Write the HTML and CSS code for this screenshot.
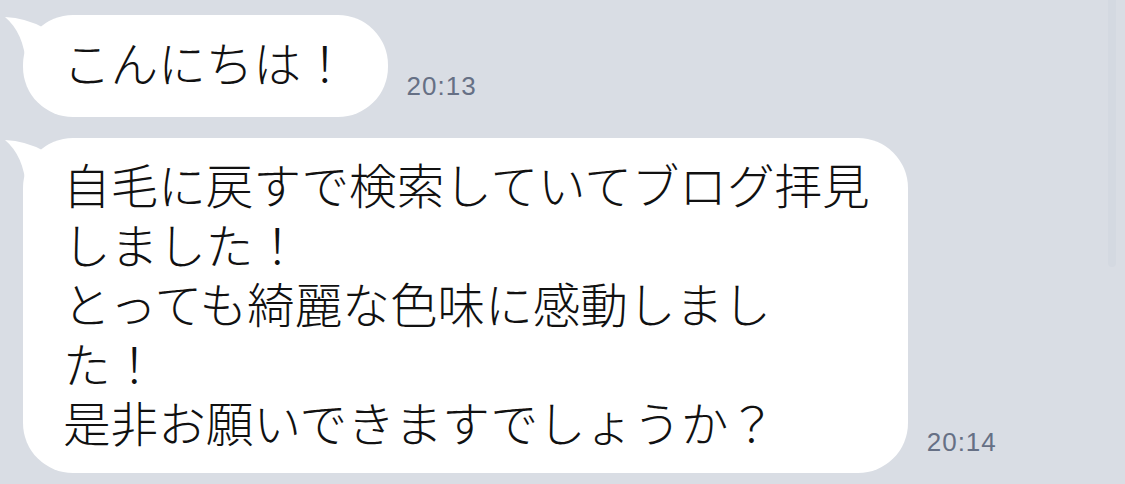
FILE: index.html
```html
<!DOCTYPE html>
<html lang="ja">
<head>
<meta charset="utf-8">
<link rel="stylesheet" href="styles.css">
</head>
<body>
<div class="chat">
  <div class="row row-first">
    <div class="bubble">
      <svg class="tail" width="44" height="50" viewBox="0 0 44 50"><path d="M1 2 Q22 3 40 13 L40 50 L22 50 Q20 18 1 2 Z" fill="#fff"/></svg>
      <p class="msg">こんにちは！</p>
    </div>
    <span class="time">20:13</span>
  </div>
  <div class="row">
    <div class="bubble bubble-long">
      <svg class="tail" width="44" height="50" viewBox="0 0 44 50"><path d="M1 2 Q22 3 40 13 L40 50 L22 50 Q20 18 1 2 Z" fill="#fff"/></svg>
      <p class="msg">自毛に戻すで検索していてブログ拝見<br>しました！<br>とっても綺麗な色味に感動しまし<br>た！<br>是非お願いできますでしょうか？</p>
    </div>
    <span class="time">20:14</span>
  </div>
  <div class="scrollbar"></div>
</div>
</body>
</html>
```
FILE: styles.css
```css
html, body {
  margin: 0;
  padding: 0;
  background: #d9dde4;
}
.chat {
  position: relative;
  width: 1125px;
  height: 484px;
  overflow: hidden;
  padding: 15px 0 0 23px;
  box-sizing: border-box;
  display: flex;
  flex-direction: column;
  gap: 21px;
}
.row {
  display: flex;
  align-items: flex-end;
  gap: 19px;
}
.bubble {
  position: relative;
  background: #fff;
  border-radius: 50px;
  padding: 17px 39px 25.5px 40px;
}
.bubble-long {
  padding: 16px 38px 21.5px 40px;
}
.tail {
  position: absolute;
  left: -19px;
  top: 0;
  display: block;
}
.msg {
  position: relative;
  margin: 0;
  font-family: "Noto Sans CJK JP", "Noto Sans", sans-serif;
  font-weight: 300;
  font-size: 47.6px;
  line-height: 59.5px;
  color: #111;
  white-space: nowrap;
}
.time {
  font-family: "Liberation Sans", Arial, sans-serif;
  font-size: 26px;
  letter-spacing: 1px;
  line-height: 26px;
  color: #667085;
  margin-bottom: 18px;
}
.scrollbar {
  position: absolute;
  right: 9px;
  top: 0;
  width: 8px;
  height: 267px;
  border-radius: 0 0 4px 4px;
  background: #d4d9e1;
}
```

◆ ◆ ◆

Send back the data above word for word, with the pictures left out.

§ Response to the task:
Write the HTML and CSS code for this screenshot.
FILE: index.html
```html
<!DOCTYPE html>
<html lang="ja">
<head>
<meta charset="utf-8">
<link rel="stylesheet" href="styles.css">
</head>
<body>
<div class="chat">
  <div class="row row-first">
    <div class="bubble">
      <svg class="tail" width="44" height="50" viewBox="0 0 44 50"><path d="M1 2 Q22 3 40 13 L40 50 L22 50 Q20 18 1 2 Z" fill="#fff"/></svg>
      <p class="msg">こんにちは！</p>
    </div>
    <span class="time">20:13</span>
  </div>
  <div class="row">
    <div class="bubble bubble-long">
      <svg class="tail" width="44" height="50" viewBox="0 0 44 50"><path d="M1 2 Q22 3 40 13 L40 50 L22 50 Q20 18 1 2 Z" fill="#fff"/></svg>
      <p class="msg">自毛に戻すで検索していてブログ拝見<br>しました！<br>とっても綺麗な色味に感動しまし<br>た！<br>是非お願いできますでしょうか？</p>
    </div>
    <span class="time">20:14</span>
  </div>
  <div class="scrollbar"></div>
</div>
</body>
</html>
```
FILE: styles.css
```css
html, body {
  margin: 0;
  padding: 0;
  background: #d9dde4;
}
.chat {
  position: relative;
  width: 1125px;
  height: 484px;
  overflow: hidden;
  padding: 15px 0 0 23px;
  box-sizing: border-box;
  display: flex;
  flex-direction: column;
  gap: 21px;
}
.row {
  display: flex;
  align-items: flex-end;
  gap: 19px;
}
.bubble {
  position: relative;
  background: #fff;
  border-radius: 50px;
  padding: 17px 39px 25.5px 40px;
}
.bubble-long {
  padding: 16px 38px 21.5px 40px;
}
.tail {
  position: absolute;
  left: -19px;
  top: 0;
  display: block;
}
.msg {
  position: relative;
  margin: 0;
  font-family: "Noto Sans CJK JP", "Noto Sans", sans-serif;
  font-weight: 300;
  font-size: 47.6px;
  line-height: 59.5px;
  color: #111;
  white-space: nowrap;
}
.time {
  font-family: "Liberation Sans", Arial, sans-serif;
  font-size: 26px;
  letter-spacing: 1px;
  line-height: 26px;
  color: #667085;
  margin-bottom: 18px;
}
.scrollbar {
  position: absolute;
  right: 9px;
  top: 0;
  width: 8px;
  height: 267px;
  border-radius: 0 0 4px 4px;
  background: #d4d9e1;
}
```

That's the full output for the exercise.